How I Facilitate My Personal Learning
Personal Learning never stops. You do not have to be enrolled in the local university, or some online class to ensure that you are still learning. It’s just plain healthy to exercise your digital I.Q. I am connected to my digital world enough (but not too much) that I learn something new and useful, everyday.
Specifically on Twitter, I create lists of influencers who tweet about certain subjects. For instance, I created an instructional technology list comprised of professionals around the world. When I want to see what’s new in my craft, I pull up that list. Most posts are loaded with helpful links and graphics that assist me in my quests.
There are certain chats that I follow like the Breakfast Club (#BFC530). That chat starts at 5:30 am, but I can search the hashtag later in the morning, and get caught up on the daily question, and everyone’s responses. Simultaneously, there’s a spin-off Voxer chat going on where people from the group are sharing voice recordings of their philosophies regarding the topic of the day. It comes straight to my phone. Personal learning made easy. Sweet!!!
Here are the 10 components of my digital knowledge base.
- Technology: This is all the devices I have access to. I use my laptop, an iPad, and my Samsung Galaxy Note 5 to set up my environment and network daily.
- Web 2.0: A revamped interactive web experience that allows users to share and comment on information. Before, Web 1.0, users could only read information that had been posted to HTML sites, and little else.
- Social Media: I have accounts on Twitter, Facebook, Google+, Linkedin, Pinterest, Reddit, and Voxer. I look in these places for valuable information that may help me with instructional technology, often. If something catches my eye, I will retweet, share, or repin the information. Whenever I blog about something that I think is newsworthy, I share it to those platforms. People who think it deserves to be shared with other people in their networks do the same.
- Blogs/News/Feeds: Huffington Post, Mashable, The Bible App, Free Technology for Teachers, and Fantasy Football Today are my favorite places to go for information. Again, when something valuable appears on my screen, I send it to Evernote or add it to Pocket to read again later, and share it with my PLN (the people in my network). Personally, this blog is a WordPress.com site. I think it’s user-friendly, the themes are great, and the mobile app is highly functional for editing and sharing on the go.
- Productivity: Evernote is my favorite note-taking tool of all time. I can use the Web Clipper, or the Clearly extensions (find them in the Chrome Store) to send materials directly to my notebooks. It’s just plain awesome!
- Online Searching: Google is the engine that I use most frequently, however it’s wrought with Wikipedia articles.
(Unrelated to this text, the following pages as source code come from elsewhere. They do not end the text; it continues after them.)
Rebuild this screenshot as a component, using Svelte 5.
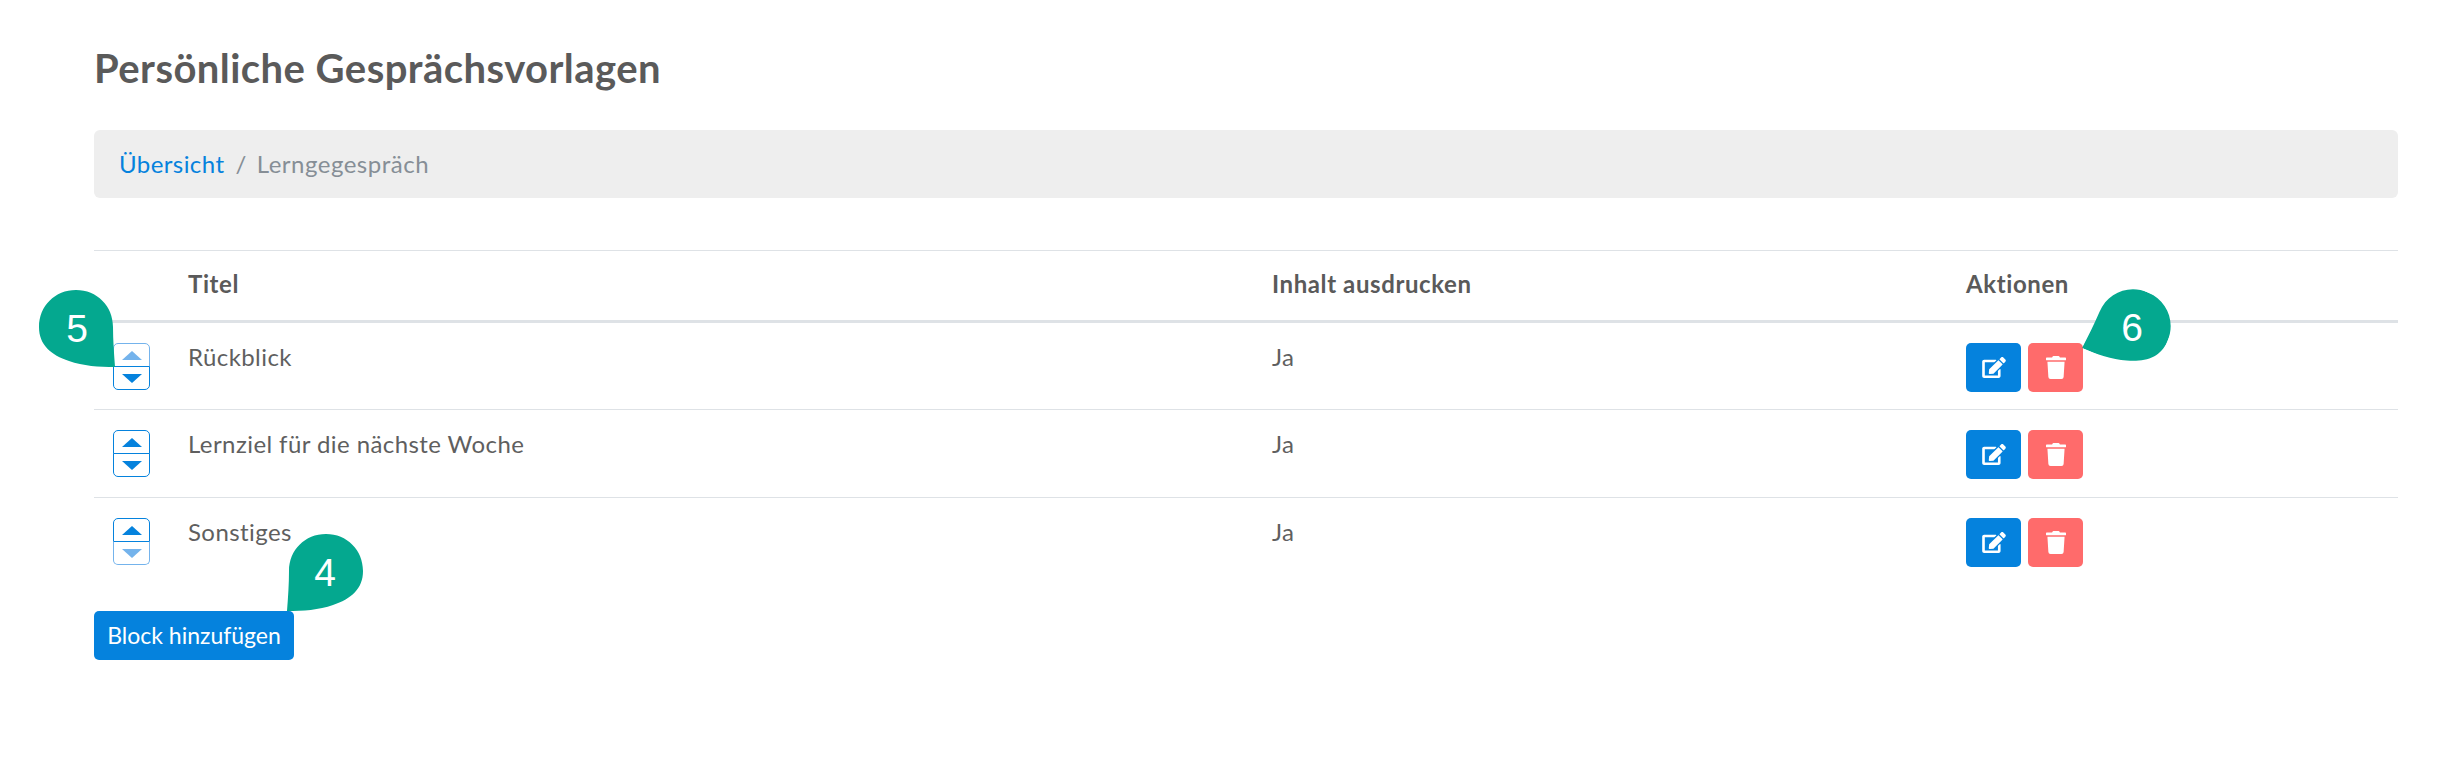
<script>
  const rows = [
    { title: 'Rückblick', print: 'Ja', first: true },
    { title: 'Lernziel für die nächste Woche', print: 'Ja' },
    { title: 'Sonstiges', print: 'Ja', last: true }
  ]

  const drop = 'M37 0C58 0 74 16 74 37C74 50 75 64 76 77C60 77 44 76 30 71C12 65 0 55 0 37C0 16 16 0 37 0Z'
</script>

<div class="page">
  <h1>Persönliche Gesprächsvorlagen</h1>

  <nav class="crumbs">
    <a href="#top">Übersicht</a>
    <span class="sep">/</span>
    <span class="current">Lerngegespräch</span>
  </nav>

  <table>
    <colgroup>
      <col class="c-sort" />
      <col class="c-title" />
      <col class="c-print" />
      <col />
    </colgroup>
    <thead>
      <tr>
        <th></th>
        <th>Titel</th>
        <th>Inhalt ausdrucken</th>
        <th>Aktionen</th>
      </tr>
    </thead>
    <tbody>
      {#each rows as row}
        <tr>
          <td class="sort">
            <div class="sorter">
              <button class="up" class:off={row.first} aria-label="hoch"><span></span></button>
              <button class="down" class:off={row.last} aria-label="runter"><span></span></button>
            </div>
          </td>
          <td>{row.title}</td>
          <td>{row.print}</td>
          <td class="actions">
            <div class="btns">
              <button class="icon edit" aria-label="bearbeiten">
                <svg viewBox="0 0 576 512" width="24" height="21"><path fill="#fff" d="M402.6 83.2l90.2 90.2c3.8 3.8 3.8 10 0 13.8L274.4 405.6l-92.8 10.3c-12.4 1.4-22.9-9.1-21.5-21.5l10.3-92.8L388.8 83.2c3.8-3.8 10-3.8 13.8 0zm162-22.9l-48.8-48.8c-15.2-15.2-39.9-15.2-55.2 0l-35.4 35.4c-3.8 3.8-3.8 10 0 13.8l90.2 90.2c3.8 3.8 10 3.8 13.8 0l35.4-35.4c15.2-15.3 15.2-40 0-55.2zM384 346.2V448H64V128h229.8c3.2 0 6.2-1.3 8.5-3.5l40-40c7.6-7.6 2.2-20.5-8.5-20.5H48C21.5 64 0 85.5 0 112v352c0 26.5 21.5 48 48 48h352c26.5 0 48-21.5 48-48V306.2c0-10.7-12.9-16-20.5-8.5l-40 40c-2.2 2.3-3.5 5.3-3.5 8.5z" /></svg>
              </button>
              <button class="icon del" aria-label="löschen">
                <svg viewBox="0 0 448 512" width="20" height="23"><path fill="#fff" d="M432 32H312l-9.4-18.7A24 24 0 0 0 281.1 0H166.8a23.72 23.72 0 0 0-21.4 13.3L136 32H16A16 16 0 0 0 0 48v32a16 16 0 0 0 16 16h416a16 16 0 0 0 16-16V48a16 16 0 0 0-16-16zM53.2 467a48 48 0 0 0 47.9 45h245.8a48 48 0 0 0 47.9-45L416 128H32z" /></svg>
              </button>
            </div>
          </td>
        </tr>
      {/each}
    </tbody>
  </table>

  <button class="add">Block hinzufügen</button>

  <div class="marker m4"><svg viewBox="0 0 76 77"><path d={drop} /></svg><span>4</span></div>
  <div class="marker m5"><svg viewBox="0 0 76 77"><path d={drop} /></svg><span>5</span></div>
  <div class="marker m6"><svg viewBox="0 0 76 77"><path d={drop} /></svg><span>6</span></div>
</div>

<style>
  :global(body) {
    margin: 0;
    background: #fff;
  }

  .page {
    position: relative;
    height: 758px;
    box-sizing: border-box;
    padding: 46px 54px 0 94px;
    font-family: Lato, sans-serif;
    font-size: 24px;
    line-height: 34px;
    letter-spacing: 0.42px;
    color: #5f5f5f;
  }

  h1 {
    margin: 0 0 40px;
    font-size: 40px;
    line-height: 44px;
    letter-spacing: 0.45px;
    font-weight: 700;
    color: #5a5a5a;
  }

  .crumbs {
    display: flex;
    align-items: center;
    gap: 11px;
    height: 68px;
    padding: 0 25px;
    margin-bottom: 52px;
    background: #eee;
    border-radius: 6px;
  }

  .crumbs a {
    color: #0582dd;
    text-decoration: none;
  }

  .sep,
  .current {
    color: #868e96;
  }

  .current {
    margin-left: -1px;
    letter-spacing: 0.5px;
  }

  table {
    width: 100%;
    table-layout: fixed;
    border-collapse: collapse;
  }

  .c-sort { width: 77px; }
  .c-title { width: 1084px; }
  .c-print { width: 694px; }

  th {
    height: 71px;
    padding: 0 17px 3px;
    box-sizing: border-box;
    text-align: left;
    font-weight: 700;
    letter-spacing: 0.6px;
    color: #5a5a5a;
    border-top: 1px solid #dee2e6;
    border-bottom: 3px solid #dee2e6;
  }

  td {
    height: 88px;
    box-sizing: border-box;
    padding: 17px 17px;
    vertical-align: top;
    border-bottom: 1px solid #dee2e6;
  }

  tbody tr:last-child td {
    border-bottom: 0;
  }

  td.sort,
  td.actions {
    padding-top: 20px;
  }

  td.sort {
    padding-left: 19px;
    padding-right: 0;
  }

  .sorter {
    display: flex;
    flex-direction: column;
    width: 37px;
  }

  .sorter button {
    display: flex;
    align-items: center;
    justify-content: center;
    height: 24px;
    padding: 0;
    background: #fff;
    border: 1px solid #0582dd;
  }

  .sorter .up {
    border-radius: 5px 5px 0 0;
  }

  .sorter .down {
    margin-top: -1px;
    border-radius: 0 0 5px 5px;
  }

  .sorter .off {
    border-color: #74b3ec;
  }

  .sorter .off + .down,
  .sorter .down.off {
    border-top-color: #0582dd;
  }

  .sorter span {
    width: 0;
    height: 0;
    border-left: 10px solid transparent;
    border-right: 10px solid transparent;
  }

  .up span {
    border-bottom: 9px solid #0582dd;
  }

  .down span {
    border-top: 9px solid #0582dd;
  }

  .up.off span {
    border-bottom-color: #74b3ec;
  }

  .down.off span {
    border-top-color: #74b3ec;
  }

  .btns {
    display: flex;
    gap: 7px;
  }

  .icon {
    display: flex;
    align-items: center;
    justify-content: center;
    width: 55px;
    height: 49px;
    padding: 0;
    border: 0;
    border-radius: 5px;
  }

  .edit { background: #0582dd; }
  .del { background: #ff6b6b; }

  .add {
    display: block;
    margin-top: 25px;
    width: 200px;
    height: 49px;
    padding: 0;
    border: 0;
    border-radius: 5px;
    background: #0582dd;
    color: #fff;
    font: inherit;
    font-size: 23px;
    letter-spacing: 0;
  }

  .marker {
    position: absolute;
    display: flex;
    align-items: center;
    justify-content: center;
    width: 76px;
    height: 77px;
    font-family: "Liberation Sans", sans-serif;
    font-size: 39px;
    letter-spacing: 0;
    color: #fff;
  }

  .marker svg {
    position: absolute;
    inset: 0;
    display: block;
    width: 100%;
    height: 100%;
    fill: #04a88f;
  }

  .marker span {
    position: relative;
  }

  .m4 { left: 287px; top: 534px; }
  .m4 svg { transform: scaleX(-1); }

  .m5 { left: 39px; top: 290px; }

  .m6 { left: 2094px; top: 289px; }
  .m6 svg { transform: scaleX(-1) rotate(-23deg); }
</style>
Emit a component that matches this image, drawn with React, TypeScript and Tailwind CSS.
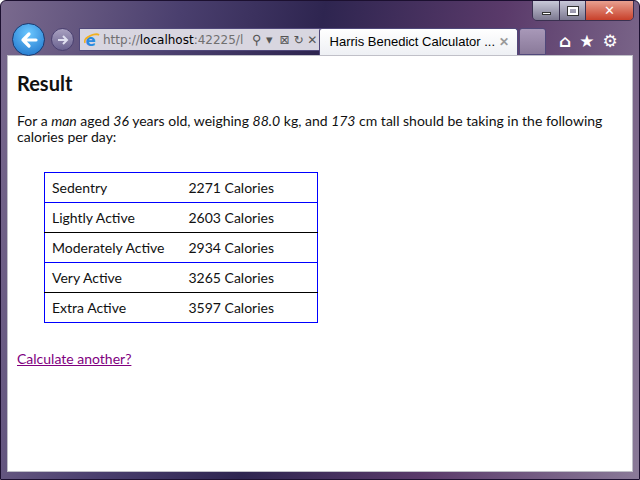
import React from "react";

const IeLogo = ({ s = 16 }: { s?: number }) => (
  <svg width={s} height={s} viewBox="0 0 16 16">
    <text x="1.5" y="13.5" fontSize="15" fontFamily="DejaVu Sans" fontWeight="bold" fill="#2a8ae0">e</text>
    <path d="M1 11 C-1 4 12 1 15 3 C13 1 5 3 2 7" stroke="#f0b020" strokeWidth="1.6" fill="none" />
  </svg>
);

export default function App() {
  const rows = [
    ["Sedentry", "2271 Calories"],
    ["Lightly Active", "2603 Calories"],
    ["Moderately Active", "2934 Calories"],
    ["Very Active", "3265 Calories"],
    ["Extra Active", "3597 Calories"],
  ];
  return (
    <div className="w-[640px] h-[480px] overflow-hidden flex flex-col rounded-t-[6px] bg-[linear-gradient(100deg,#7a6a8e_0%,#4a3f6e_25%,#2e2550_45%,#5a3a6a_70%,#8a7a98_100%)] px-[6px] pb-[7px] border border-[#1c1030]" style={{ fontFamily: "'DejaVu Sans', sans-serif" }}>
      <div className="h-[54px] relative shrink-0">
        <div className="absolute right-[-1px] top-[-1px] flex h-[21px] border border-[#3a3050] rounded-b-[5px] overflow-hidden">
          <div className="w-[27px] bg-[linear-gradient(#c8c8d8,#7c7890)] border-r border-[#3a3050] flex items-end justify-center pb-[5px]"><div className="w-[9px] h-[3px] bg-white border border-[#333]" /></div>
          <div className="w-[26px] bg-[linear-gradient(#c8c8d8,#7c7890)] border-r border-[#3a3050] flex items-center justify-center"><div className="w-[10px] h-[8px] border-2 border-white outline outline-1 outline-[#333]" /></div>
          <div className="w-[47px] bg-[linear-gradient(#e8a090,#c8402a)] flex items-center justify-center text-white font-bold text-[13px]">✕</div>
        </div>
        <div className="absolute left-[5px] top-[22px] w-[33px] h-[33px] rounded-full bg-[radial-gradient(circle_at_50%_30%,#6cc8ff,#1a6fc8)] border border-[#1a3a70] flex items-center justify-center">
          <svg width="18" height="18" viewBox="0 0 18 18"><path d="M16 9H3M9 3L3 9l6 6" stroke="white" strokeWidth="3.2" fill="none" strokeLinecap="round" strokeLinejoin="round" /></svg>
        </div>
        <div className="absolute left-[44px] top-[27px] w-[23px] h-[23px] rounded-full bg-[linear-gradient(#a8a0c0,#6a6290)] border border-[#4a4070] flex items-center justify-center">
          <svg width="12" height="12" viewBox="0 0 12 12"><path d="M1 6h9M6 2l4 4-4 4" stroke="#e0e0f0" strokeWidth="2" fill="none" /></svg>
        </div>
        <div className="absolute left-[72px] top-[27px] w-[243px] h-[23px] bg-[#d8d6e0] border border-[#50487a] flex items-center pl-[4px] gap-[3px] text-[12px]">
          <IeLogo />
          <span className="text-[#707070] w-[146px] overflow-hidden whitespace-nowrap">http://<span className="text-black">localhost</span>:42225/l</span>
          <span className="text-[#555] text-[13px] font-bold">⚲ ▾</span>
          <span className="text-[#555] text-[12px] ml-[4px]">⊠ ↻ ✕</span>
        </div>
        <div className="absolute left-[312px] top-[27px] w-[199px] h-[27px] bg-[linear-gradient(#ffffff,#eef0f4)] border border-[#50487a] border-b-0 rounded-t-[3px] flex items-center pl-[5px] gap-[4px] text-[12px] text-black" style={{ fontFamily: "'Liberation Sans', sans-serif" }}>
          <IeLogo />
          <span className="whitespace-nowrap text-[13px]">Harris Benedict Calculator ...</span>
          <span className="ml-auto mr-[8px] text-[#999] font-bold">✕</span>
        </div>
        <div className="absolute left-[512px] top-[27px] w-[27px] h-[27px] bg-[linear-gradient(#a898b8,#8a7a9a)] border border-[#50487a] rounded-t-[3px]" />
        <div className="absolute left-[552px] top-[28px] flex gap-[8px] text-white text-[17px] font-bold">
          <span>⌂</span><span>★</span><span>⚙</span>
        </div>
      </div>
      <div className="flex-1 bg-white border border-[#c0c0c8] px-[9px] pt-[13px] text-[14px] text-[#111] leading-[16px]" style={{ fontFamily: "Lato, sans-serif" }}>
        <h1 className="text-[20px] font-bold leading-[28px] mb-[16px]">Result</h1>
        <p>For a <i>man</i> aged <i>36</i> years old, weighing <i>88.0</i> kg, and <i>173</i> cm tall should be taking in the following calories per day:</p>
        <table className="ml-[27px] mt-[27px] w-[274px] table-fixed border-collapse border border-[#0000ff]">
          <tbody>
            {rows.map((r, i) => (
              <tr key={i} className={`h-[30px] border-b ${i % 2 === 0 ? "border-[#0000ff]" : "border-black"}`}>
                <td className="pl-[7px] w-[144px] whitespace-nowrap">{r[0]}</td>
                <td className="whitespace-nowrap">{r[1]}</td>
              </tr>
            ))}
          </tbody>
        </table>
        <a className="inline-block mt-[28px] text-[#800080] underline">Calculate another?</a>
      </div>
    </div>
  );
}
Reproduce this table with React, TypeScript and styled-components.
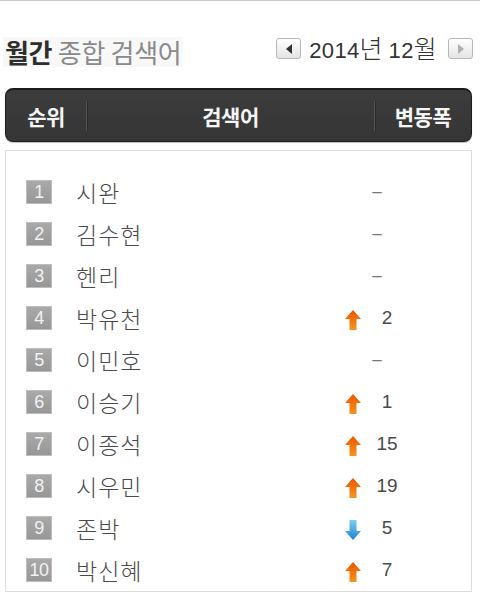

There is an alternative to this. You can go to specific sites and search within the site for the information you’re trying to find. Encyclopedia Britannica has a hefty amount of information available to kids looking for trusted research materials. For the record, NC Wiseowl is just deep. When you search for resources in this space, it chauffeurs you directly to legitimate sources.
- Bookmarks: Diigo is a great bookmarking tool that allows you to annotate your findings before saving the source to your list. I use the Google bookmarking tool and save the icons only to my bookmark bar (edit the bookmark and delete the title. The tiny icon appears on the bookmarks bar. When you hover your pointer over it, you’ll see the name of the site). Information that I want to pull up later, I’ll send to my notebook or add to pocket.
- Collaborate: I usually run my PD sessions through Schoology. Like in Edmodo, not only can we flip our PD by providing the materials early, but we can post discussion questions for our teachers to ponder, based on the materials. There are also several groups and communities that we can join to share ideas with and learn from.
- Online Video: There are three online video sources that I go to for personal learning. YouTube (anything you can think of), TED Talks (inspiration, philosophy), and iTunes Video Podcasts (graphics and photography).
- Online Audio: Stitcher Radio is my favorite place for radio podcasts. You can make playlists and find experts speaking on just about everything. Audible.com is my go-to when I want to get in some reading. Often, I’m just too busy (or just plain lazy) to hold up my iPad or Kindle Fire to read the words. Besides, I can catch things I may otherwise miss, or hear things read in the proper context. Whereas I may have read on paper or on a device with a different context in mind.
Take the time to build your personal learning platforms. Teach your students to do the same. It will all pay off, by and by.